The new platform features an authentication capability so that it transmits information only to car navigation systems that are registered.

"We limited the receivers of information so that content providers that own rights to the information can feel safe to use the platform," Toyota said. KDDI set up a dedicated server for the authentication capability. Registered data in the dedicated server includes which car navigation system to transmit data to, etc.

"We limited receivers of information so that content providers that own rights to the information can feel safe to use the platform," Toyota explained.

KDDI set up a dedicated server for the authentication capability. The server contains data such as information on car navigation systems used as receivers.

To use this platform, users need to download an application that enables their mobile phones to transmit information. Specifically, data is transmitted as follows.

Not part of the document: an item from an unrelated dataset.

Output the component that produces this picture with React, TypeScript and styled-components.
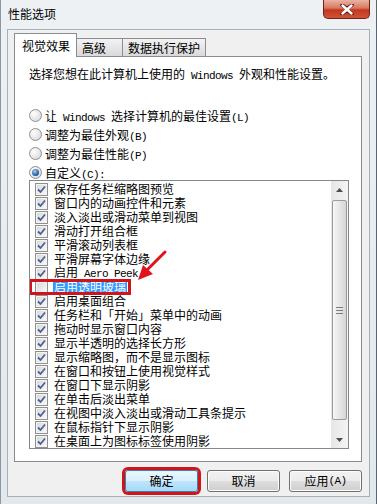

First, a user searches for a destination, for example, using EZ Navi Walk, and the result is displayed on the mobile phone. And the screen shows a menu to send the information to a car navigation system. When the menu is selected, the application starts to run and accesses KDDI's dedicated server from the handset.

The dedicated server determines whether it is possible to transmit the information to the car navigation system. If it is possible, the application sends the information to the car navigation system using Bluetooth. There will be no additional fee to use the service, according to Navitime Japan.

The service to be launched in the first half of 2009 supports only one-way transmission of GPS data from a handset to a car navigation system. But KDDI said, "We are intending to realize two-way communication (between a car navigation system and a handset) as well."

It took about a year to develop the platform. KDDI and Navitime Japan developed the authentication capability used to transmit data from a handset to a car navigation system, the application to send information, a format of transmitted data, etc. Toyota, on the other hand, developed a system to process the received information on the car navigation side.

"It took quite a while for us to deal with rights to information, especially that sent from a handset to a car navigation system, and to develop the authentication capability based on it," Navitime Japan said.

Navitime Japan is running the "Passenger Seat Navi" automotive route guidance service. But "the new service will not compete with it because Passenger Seat Navi is a service that is primarily used by people who do not own a car navigation system," the company said.